Confirming the Phytophthora Diagnosis - More Details

Once at the Lab

Once a plant disease diagnostic lab gets a fresh sample, any of several procedures might be used to detect Phytophthora. Sometimes infected plant tissue, such as roots leaves, or stems, can be cut up, stained, and viewed with a microscope. The presence of many thick-walled spores (oospores or chlamydospores) indicates recent colonization of the plant tissue. However, organisms related to Phytophthora may produce similar structures.

Several pieces of plant tissue (from near the advancing margin of discolored cambium) can be placed on a shallow jellylike surface called agar in a petri plate. If Phytophthora is present, it may grow out of the plant tissue onto the agar. An experienced laboratory technician can then recognize the growth habit, pattern, colony color, and other characteristics and determine the genus and species of the organism.

The problem with this method is that the fungus may not grow out of the diseased plant material. Plant material must be fairly fresh, and the fungus must be actively growing. Even then, chances are only about 50% that Phytophthora will be detected from any one piece. Many times the plant sample is dried out or completely dead. The chance of obtaining a live fungus from this material is much lower than 50%, if not zero.

A way around this problem is to "bait" out the pathogen by placing the rotted material in water and floating a healthy piece of plant material (the bait) on top. Commonly used baits include leaves, needles, or hard green pear fruit. The Phytophthora-infected material produces the swimming spores (zoospores) which infects the bait. Chances of obtaining a culture of the fungus from this freshly colonized material are very high. In any case, these procedures take time, several days or weeks if further identification is needed.
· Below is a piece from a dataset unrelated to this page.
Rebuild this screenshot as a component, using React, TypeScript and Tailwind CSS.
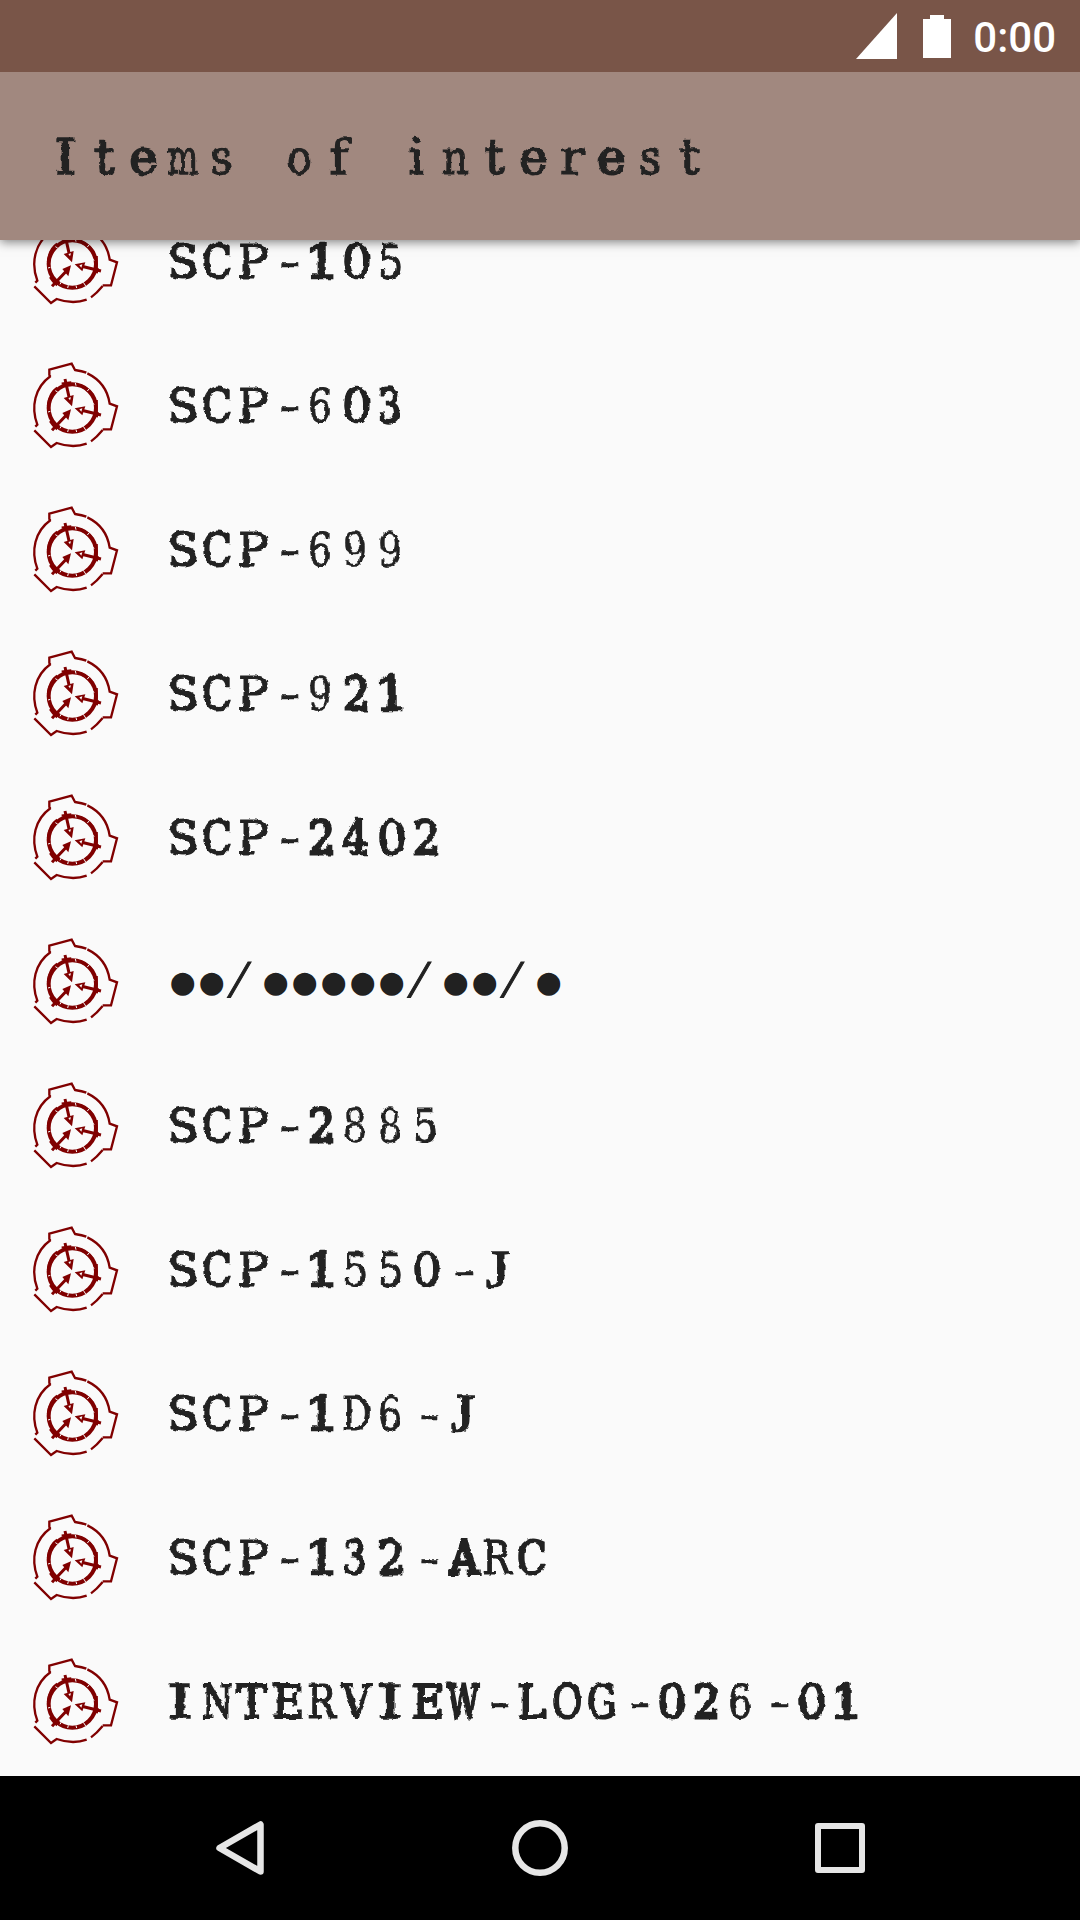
import React from "react";

const items = [
  "SCP-105",
  "SCP-603",
  "SCP-699",
  "SCP-921",
  "SCP-2402",
  "●●/●●●●●/●●/●",
  "SCP-2885",
  "SCP-1550-J",
  "SCP-1D6-J",
  "SCP-132-ARC",
  "INTERVIEW-LOG-026-01",
];

/* Width and ink weight of each typewriter letter. */
const glyphs: Record<string, string> = {
  S: "scale-x-[1.02] [-webkit-text-stroke:1.8px_#212121]",
  C: "scale-x-[.85] [-webkit-text-stroke:2.2px_#212121]",
  P: "scale-x-[1.03] [-webkit-text-stroke:1px_#212121]",
  "-": "ml-[7px] scale-x-[1.4] [-webkit-text-stroke:.5px_#212121]",
  "1": "-ml-[2px] scale-x-[1.14] [-webkit-text-stroke:2.6px_#212121]",
  "2": "ml-px scale-x-[.93] [-webkit-text-stroke:2.8px_#212121]",
  "3": "ml-px scale-x-[.8] [-webkit-text-stroke:2.4px_#212121]",
  "4": "scale-x-[.92] [-webkit-text-stroke:2.6px_#212121]",
  "5": "ml-px scale-x-[.86] [-webkit-text-stroke:1.2px_#212121]",
  "6": "ml-px scale-x-[.82] [-webkit-text-stroke:.8px_#212121]",
  "8": "ml-px scale-x-[.82] [-webkit-text-stroke:.4px_#212121]",
  "9": "ml-px scale-x-[.82] [-webkit-text-stroke:.6px_#212121]",
  "0": "scale-x-[1.02] [-webkit-text-stroke:1.7px_#212121]",
  I: "scale-x-[1.45] [-webkit-text-stroke:1.4px_#212121]",
  N: "scale-x-[.76] [-webkit-text-stroke:2px_#212121]",
  T: "scale-x-[.96] [-webkit-text-stroke:2.2px_#212121]",
  E: "scale-x-[.96] [-webkit-text-stroke:2.2px_#212121]",
  R: "scale-x-[.84] [-webkit-text-stroke:1px_#212121]",
  V: "scale-x-[.86] [-webkit-text-stroke:1.8px_#212121]",
  W: "scale-x-[.68] [-webkit-text-stroke:3px_#212121]",
  L: "scale-x-[.97] [-webkit-text-stroke:2px_#212121]",
  O: "scale-x-[.8] [-webkit-text-stroke:2.2px_#212121]",
  G: "scale-x-[.8] [-webkit-text-stroke:2.2px_#212121]",
  A: "ml-[3px] scale-x-[.86] [-webkit-text-stroke:4px_#212121]",
  D: "scale-x-[.8] [-webkit-text-stroke:1px_#212121]",
  J: "ml-1 scale-x-[1.15] font-['Liberation_Serif',serif] text-[52px] [-webkit-text-stroke:1.6px_#212121]",
};

const titleGlyphs: Record<string, string> = {
  I: "scale-x-[1.2] [-webkit-text-stroke:1.4px_#212121]",
  m: "scale-x-[.68] [-webkit-text-stroke:1.4px_#212121]",
  e: "scale-x-100 [-webkit-text-stroke:2px_#212121]",
  n: "scale-x-[.88] [-webkit-text-stroke:1.2px_#212121]",
  s: "scale-x-[.88] [-webkit-text-stroke:1.4px_#212121]",
  o: "scale-x-[.86] [-webkit-text-stroke:1.2px_#212121]",
  r: "scale-x-110 [-webkit-text-stroke:1.2px_#212121]",
};

function Glyph({ ch }: { ch: string }) {
  if (ch === "●") {
    return (
      <span className="flex w-[29px] justify-center font-['DejaVu_Sans',sans-serif] text-[30px]">
        {ch}
      </span>
    );
  }
  if (ch === "/") {
    return (
      <span className="-mt-[2px] flex w-[35px] pl-[4px] font-['Liberation_Serif',serif] text-[52px] italic">
        <span className="inline-block origin-left scale-x-[1.15] [-webkit-text-stroke:.8px_#212121]">
          {ch}
        </span>
      </span>
    );
  }
  return (
    <span className="flex w-[35px]">
      <span className={`inline-block origin-left ${glyphs[ch]}`}>{ch}</span>
    </span>
  );
}

function Logo() {
  return (
    <svg
      viewBox="0 0 330 330"
      className="ml-5 h-[110px] w-[110px] shrink-0"
      fill="none"
      stroke="#800000"
      strokeWidth="7"
    >
      <path d="M91 80L88 75V59L155 41L165 60Q187 63 199 68" />
      <path d="M202 70Q260 98 269 161L291 169L273 238H248" />
      <path d="M92 78C44 112 32 171 52 224L46 230" />
      <path d="M43 241L93 291L110 279Q158 296 200 281" />
      <path d="M248 240Q230 262 213 274" />
      <circle cx="157" cy="174" r="71" strokeWidth="12" />
      <path
        d="M85 168Q88 130 112 114M180 106Q206 116 218 136M229 150V199M91 213Q100 228 112 237"
        strokeWidth="9"
      />
      <path d="M135 87L148 145M96 241L140 194M243 195L182 180" strokeWidth="9" />
      <path d="M125 101L154 97M98 216L113 234M233 186L230 202" strokeWidth="7" />
      <path
        d="M131 144L161 135L156 169ZM127 189L153 178L145 211ZM164 175L196 169L187 196Z"
        fill="#800000"
        stroke="none"
      />
      <path d="M145 144L153 142L150 151ZM178 178L187 175L184 185Z" fill="#fafafa" stroke="none" />
      <path
        d="M106 122L113 126M166 99L168 107M208 116L202 123M84 186L91 184M120 235L124 228M143 246L145 238M170 246L168 239M197 240L190 229M218 160L223 163"
        stroke="#fafafa"
        strokeWidth="3"
      />
    </svg>
  );
}

export default function App() {
  return (
    <div className="flex h-[1920px] w-[1080px] flex-col overflow-hidden bg-[#fafafa] text-[#212121]">
      <svg className="absolute h-0 w-0">
        <filter id="worn" x="-5%" y="-30%" width="110%" height="160%">
          <feTurbulence type="fractalNoise" baseFrequency="0.14" numOctaves="2" seed="4" />
          <feDisplacementMap in="SourceGraphic" scale="4" xChannelSelector="R" yChannelSelector="G" />
        </filter>
      </svg>

      <div className="z-20 flex h-[72px] shrink-0 items-center justify-end bg-[#795548] pr-[24px] text-white">
        <svg width="42" height="46" viewBox="0 0 42 46" className="mr-[25px]" fill="white">
          <path d="M0 46L41 0V46Z" />
        </svg>
        <svg width="28" height="43" viewBox="0 0 28 43" className="mr-[22px]" fill="white">
          <path d="M7 0H21V4H28V43H0V4H7Z" />
        </svg>
        <span className="pt-[3px] font-[Roboto,sans-serif] text-[42px] font-medium leading-[69px]">
          0:00
        </span>
      </div>

      <header className="z-10 flex h-[168px] shrink-0 items-center bg-[#a1887f] pl-[46px] shadow-[0_2px_10px_rgba(0,0,0,0.5)]">
        <h1 className="flex whitespace-pre pt-px font-['DejaVu_Serif',serif] text-[48px] leading-[60px] [filter:url(#worn)]">
          {[..."Items of interest"].map((ch, i) => (
            <span key={i} className="flex w-[39px] justify-center">
              <span
                className={`inline-block ${titleGlyphs[ch] ?? "scale-x-105 [-webkit-text-stroke:1.4px_#212121]"}`}
              >
                {ch}
              </span>
            </span>
          ))}
        </h1>
      </header>

      <main className="min-h-0 flex-1 overflow-hidden">
        <ul className="-mt-[51px]">
          {items.map((item) => (
            <li key={item} className="flex h-36 items-center">
              <Logo />
              <div
                className={`flex font-['DejaVu_Serif',serif] text-[46px] leading-[40px] ${
                  item.includes("●") ? "ml-[38px] pt-0.5" : "ml-[37px] pt-px [filter:url(#worn)]"
                }`}
              >
                {[...item].map((ch, i) => (
                  <Glyph key={i} ch={ch} />
                ))}
              </div>
            </li>
          ))}
        </ul>
      </main>

      <nav className="flex h-36 shrink-0 items-center justify-center gap-[244px] bg-black">
        <svg width="56" height="56" viewBox="0 0 56 56" fill="none" stroke="#e6e6e6" strokeWidth="6.5" strokeLinejoin="round">
          <path d="M7.5 28L48.5 4.5V51.5Z" />
        </svg>
        <svg width="56" height="56" viewBox="0 0 56 56" fill="none" stroke="#e6e6e6" strokeWidth="6.5">
          <circle cx="28" cy="28" r="24.7" />
        </svg>
        <svg width="56" height="56" viewBox="0 0 56 56" fill="none" stroke="#e6e6e6" strokeWidth="6" strokeLinejoin="round">
          <rect x="6" y="6" width="44" height="44" />
        </svg>
      </nav>
    </div>
  );
}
A laboratory technique called PCR can detect the DNA of specific Phytophthora species even when it is present in small amounts. Plant samples are frozen in liquid nitrogen and then ground up. The small amount of DNA present in the sample is extracted using chemicals such as chloroform and isopropanol. A unique segment of a specific Phytophthora DNA is added. If DNA of the suspected Phytophthora is present in the sample, then, under the right conditions, the unique reference DNA will match up with the Phytophthora DNA. These matched up segments of DNA are copied many times so they can be readily detected. Although the test is very sensitive and can quickly find the DNA of a specific Phytophthora species, it takes special laboratories to do the work. Also these techniques cannot tell us if the fungus is alive or dead.